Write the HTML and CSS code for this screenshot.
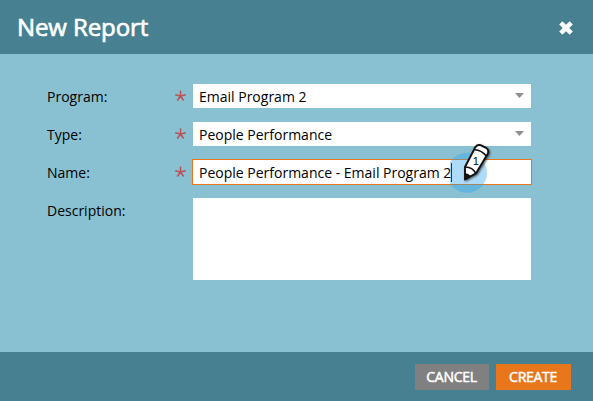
FILE: index.html
```html
<!DOCTYPE html>
<html lang="en">
<head>
<meta charset="utf-8">
<title>New Report</title>
<link rel="stylesheet" href="styles.css">
</head>
<body>
<div class="dialog">
  <header class="header">
    <h1 class="title">New Report</h1>
    <svg class="close" width="16" height="16" viewBox="0 0 16 16"><path d="M2.8 2.8L13.2 13.2M13.2 2.8L2.8 13.2"/></svg>
  </header>
  <main class="form">
    <div class="row">
      <span class="label">Program:</span>
      <svg class="required" width="12" height="12" viewBox="0 0 12 12"><path d="M5.5 6V.6M5.5 6L.2 4.7M5.5 6L10.8 4.7M5.5 6L2.3 10.5M5.5 6L8.7 10.5"/></svg>
      <div class="field select"><span>Email Program 2</span><i class="arrow"></i></div>
    </div>
    <div class="row">
      <span class="label">Type:</span>
      <svg class="required" width="12" height="12" viewBox="0 0 12 12"><path d="M5.5 6V.6M5.5 6L.2 4.7M5.5 6L10.8 4.7M5.5 6L2.3 10.5M5.5 6L8.7 10.5"/></svg>
      <div class="field select"><span>People Performance</span><i class="arrow"></i></div>
    </div>
    <div class="row">
      <span class="label">Name:</span>
      <svg class="required" width="12" height="12" viewBox="0 0 12 12"><path d="M5.5 6V.6M5.5 6L.2 4.7M5.5 6L10.8 4.7M5.5 6L2.3 10.5M5.5 6L8.7 10.5"/></svg>
      <div class="field focused"><span>People Performance - Email Program 2</span><i class="caret"></i></div>
    </div>
    <div class="row">
      <span class="label">Description:</span>
      <div class="field area"></div>
    </div>
  </main>
  <footer class="footer">
    <div class="button cancel">CANCEL</div>
    <div class="button create">CREATE</div>
  </footer>
  <svg class="marker" width="50" height="60" viewBox="450 140 50 60">
    <circle class="halo" cx="467" cy="172.8" r="20"/>
    <g class="pencil">
      <path class="body" d="M465 167L475.3 147.3Q477 144.2 480.5 145.2L486 147.8Q489.2 149.8 487.9 153.4L475.9 173.4L465 179.5Z"/>
      <path class="line" d="M474.2 149.7Q481 149.4 486.2 156"/>
      <path class="line" d="M465 167Q472.5 166.8 475.9 173.4"/>
      <path class="tip" d="M464.9 173.2Q469 173.4 471 176.5L465 179.8Z"/>
    </g>
    <text class="step" x="472.7" y="164.5">1</text>
  </svg>
</div>
</body>
</html>
```

FILE: styles.css
```css
* { box-sizing: border-box; }
body { margin: 0; font-family: "Open Sans", "Noto Sans", sans-serif; font-size: 14px; color: #000; }
.dialog {
  position: relative;
  display: grid;
  grid-template-rows: 54px 298px 49px;
  width: 593px;
  height: 401px;
  background: #89c1d2;
}
.header {
  display: flex;
  align-items: center;
  justify-content: space-between;
  padding: 1px 19px 0 17px;
  background: #468091;
}
.title {
  margin: -2px 0 0;
  color: #fff;
  font-size: 24px;
  font-weight: 400;
  line-height: 34px;
  letter-spacing: -0.1px;
  -webkit-text-stroke: 0.7px #fff;
}
.close path { fill: none; stroke: #fff; stroke-width: 4.6; }
.form {
  display: flex;
  flex-direction: column;
  gap: 14px;
  padding: 30px 0 0 47px;
}
.row { display: grid; grid-template-columns: 128px 18px 338px; height: 24px; }
.label { line-height: 25px; }
.required { margin-top: 6px; }
.required path { fill: none; stroke: #bd5053; stroke-width: 1.5; }
.field {
  grid-column: 3;
  display: flex;
  align-items: center;
  height: 24px;
  padding: 1px 6px 0;
  background: #fff;
  line-height: 24px;
  white-space: nowrap;
}
.select { justify-content: space-between; padding-right: 7px; }
.arrow {
  width: 9px;
  height: 5px;
  margin-top: -2px;
  background: #909090;
  clip-path: polygon(0 0, 100% 0, 50% 100%);
}
.focused { outline: 1px solid #e8761a; }
.caret { width: 1px; height: 19px; background: #000; }
.area { height: 82px; }
.footer {
  display: flex;
  justify-content: flex-end;
  gap: 7px;
  padding: 12px 22px 0 0;
  background: #468091;
}
.button {
  height: 26px;
  padding-right: 1px;
  color: #fff;
  line-height: 26px;
  text-align: center;
  letter-spacing: -0.3px;
  -webkit-text-stroke: 0.5px #fff;
}
.cancel { width: 74px; background: #808080; }
.create { width: 75px; background: #e8761a; }
.marker { position: absolute; left: 450px; top: 140px; }
.halo { fill: #2ba2ed; fill-opacity: 0.38; }
.pencil { filter: drop-shadow(1px 1.5px 1px rgba(0, 0, 0, 0.6)); }
.body { fill: #fff; stroke: #111; stroke-width: 1.9; stroke-linejoin: round; }
.line { fill: none; stroke: #111; stroke-width: 1.5; }
.tip { fill: #111; }
.step { font: 11px "Liberation Sans", sans-serif; fill: #000; }
```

----

Work instructions: Omit the pictures and reproduce the listing exactly.

Answer to this exercise:
Write the HTML and CSS code for this screenshot.
FILE: index.html
```html
<!DOCTYPE html>
<html lang="en">
<head>
<meta charset="utf-8">
<title>New Report</title>
<link rel="stylesheet" href="styles.css">
</head>
<body>
<div class="dialog">
  <header class="header">
    <h1 class="title">New Report</h1>
    <svg class="close" width="16" height="16" viewBox="0 0 16 16"><path d="M2.8 2.8L13.2 13.2M13.2 2.8L2.8 13.2"/></svg>
  </header>
  <main class="form">
    <div class="row">
      <span class="label">Program:</span>
      <svg class="required" width="12" height="12" viewBox="0 0 12 12"><path d="M5.5 6V.6M5.5 6L.2 4.7M5.5 6L10.8 4.7M5.5 6L2.3 10.5M5.5 6L8.7 10.5"/></svg>
      <div class="field select"><span>Email Program 2</span><i class="arrow"></i></div>
    </div>
    <div class="row">
      <span class="label">Type:</span>
      <svg class="required" width="12" height="12" viewBox="0 0 12 12"><path d="M5.5 6V.6M5.5 6L.2 4.7M5.5 6L10.8 4.7M5.5 6L2.3 10.5M5.5 6L8.7 10.5"/></svg>
      <div class="field select"><span>People Performance</span><i class="arrow"></i></div>
    </div>
    <div class="row">
      <span class="label">Name:</span>
      <svg class="required" width="12" height="12" viewBox="0 0 12 12"><path d="M5.5 6V.6M5.5 6L.2 4.7M5.5 6L10.8 4.7M5.5 6L2.3 10.5M5.5 6L8.7 10.5"/></svg>
      <div class="field focused"><span>People Performance - Email Program 2</span><i class="caret"></i></div>
    </div>
    <div class="row">
      <span class="label">Description:</span>
      <div class="field area"></div>
    </div>
  </main>
  <footer class="footer">
    <div class="button cancel">CANCEL</div>
    <div class="button create">CREATE</div>
  </footer>
  <svg class="marker" width="50" height="60" viewBox="450 140 50 60">
    <circle class="halo" cx="467" cy="172.8" r="20"/>
    <g class="pencil">
      <path class="body" d="M465 167L475.3 147.3Q477 144.2 480.5 145.2L486 147.8Q489.2 149.8 487.9 153.4L475.9 173.4L465 179.5Z"/>
      <path class="line" d="M474.2 149.7Q481 149.4 486.2 156"/>
      <path class="line" d="M465 167Q472.5 166.8 475.9 173.4"/>
      <path class="tip" d="M464.9 173.2Q469 173.4 471 176.5L465 179.8Z"/>
    </g>
    <text class="step" x="472.7" y="164.5">1</text>
  </svg>
</div>
</body>
</html>
```

FILE: styles.css
```css
* { box-sizing: border-box; }
body { margin: 0; font-family: "Open Sans", "Noto Sans", sans-serif; font-size: 14px; color: #000; }
.dialog {
  position: relative;
  display: grid;
  grid-template-rows: 54px 298px 49px;
  width: 593px;
  height: 401px;
  background: #89c1d2;
}
.header {
  display: flex;
  align-items: center;
  justify-content: space-between;
  padding: 1px 19px 0 17px;
  background: #468091;
}
.title {
  margin: -2px 0 0;
  color: #fff;
  font-size: 24px;
  font-weight: 400;
  line-height: 34px;
  letter-spacing: -0.1px;
  -webkit-text-stroke: 0.7px #fff;
}
.close path { fill: none; stroke: #fff; stroke-width: 4.6; }
.form {
  display: flex;
  flex-direction: column;
  gap: 14px;
  padding: 30px 0 0 47px;
}
.row { display: grid; grid-template-columns: 128px 18px 338px; height: 24px; }
.label { line-height: 25px; }
.required { margin-top: 6px; }
.required path { fill: none; stroke: #bd5053; stroke-width: 1.5; }
.field {
  grid-column: 3;
  display: flex;
  align-items: center;
  height: 24px;
  padding: 1px 6px 0;
  background: #fff;
  line-height: 24px;
  white-space: nowrap;
}
.select { justify-content: space-between; padding-right: 7px; }
.arrow {
  width: 9px;
  height: 5px;
  margin-top: -2px;
  background: #909090;
  clip-path: polygon(0 0, 100% 0, 50% 100%);
}
.focused { outline: 1px solid #e8761a; }
.caret { width: 1px; height: 19px; background: #000; }
.area { height: 82px; }
.footer {
  display: flex;
  justify-content: flex-end;
  gap: 7px;
  padding: 12px 22px 0 0;
  background: #468091;
}
.button {
  height: 26px;
  padding-right: 1px;
  color: #fff;
  line-height: 26px;
  text-align: center;
  letter-spacing: -0.3px;
  -webkit-text-stroke: 0.5px #fff;
}
.cancel { width: 74px; background: #808080; }
.create { width: 75px; background: #e8761a; }
.marker { position: absolute; left: 450px; top: 140px; }
.halo { fill: #2ba2ed; fill-opacity: 0.38; }
.pencil { filter: drop-shadow(1px 1.5px 1px rgba(0, 0, 0, 0.6)); }
.body { fill: #fff; stroke: #111; stroke-width: 1.9; stroke-linejoin: round; }
.line { fill: none; stroke: #111; stroke-width: 1.5; }
.tip { fill: #111; }
.step { font: 11px "Liberation Sans", sans-serif; fill: #000; }
```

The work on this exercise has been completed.